Мы кончили; намъ остается только разстаться съ м-ромъ Гладстономъ, какъ слѣдуетъ противникамъ, не питающимъ никакой злобы. Мы несогласны съ нимъ во мнѣніяхъ, но мы почитаемъ его таланты; мы уважаемъ его честность и доброжелательство, и надѣемся, что онъ не дозволитъ политическимъ занятіямъ дотого поглотить его время, чтобъ не оставить ему ни малѣйшаго досуга для литературы и философіи.
- ↑ Все (въ смыслѣ міра, вселенной).
- ↑ Когда-то самостоятельное государство въ Индіи, впослѣдствіи вошедшее въ составъ Бирманской имперіи.
- ↑ Такъ прозванъ былъ въ англійской арміи герцогъ Марльборо.
- ↑ Пристань Навѣтренныхъ острововъ.
- ↑ Который всегда, вездѣ и для всѣхъ (былъ истиной).
- ↑ Первый былъ епископъ александрійскій. Второй былъ французскій реформаторъ.
- ↑ Коллегія Оксфордскаго университета.
- ↑ Папа (314—335), получившій, будто бы, въ даръ отъ имп. Константина Великаго, котораго онъ исцѣлилъ отъ болѣзни и обратилъ въ христіанство, наслѣдіе св. Петра.
- ↑ Precursors and repealers — двѣ партіи въ Ирландіи, возстающія противъ владычества Англіи.

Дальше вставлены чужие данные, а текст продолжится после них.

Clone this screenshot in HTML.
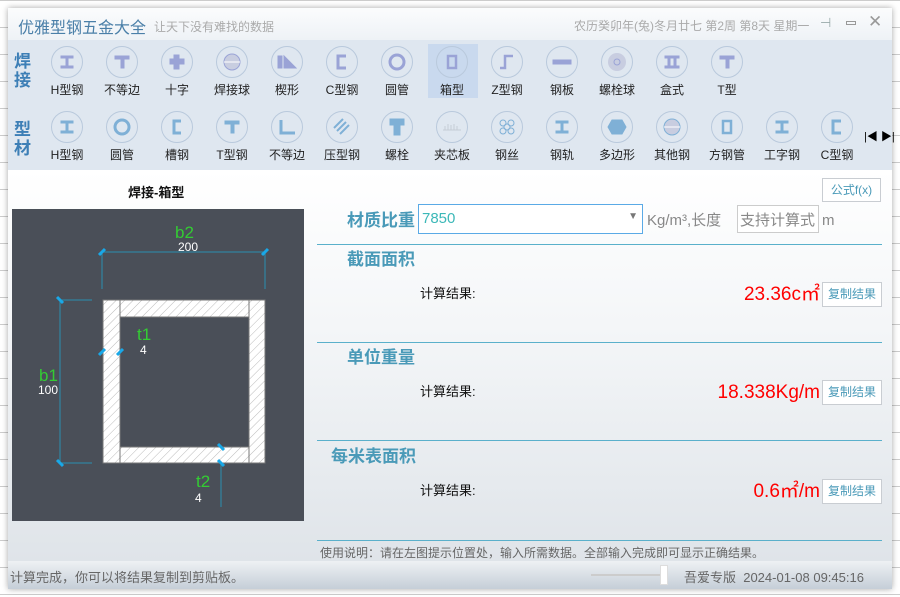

- ↑ «Полнѣйшее паденіе церковной дисциплины по всей Ирландіи; повсюду тамъ ввелось варварство вмѣсто христіанскихъ обычаевъ.»
- ↑ Sacra Scripture — священное писаніе. Одинъ вопросъ былъ такой: предвѣчно ли Богъ осудилъ нѣкоторыхъ, и почему? Отвѣтъ, удовлетворившій архіепископа, былъ утвердительный, et qaia volait (потому, что онъ такъ хотѣлъ).
- ↑ По внесенному Пилемъ, въ 1845 г., биллю о назначеніи пособія этой значительнѣйшей римско-католической семинаріи въ Ирландіи.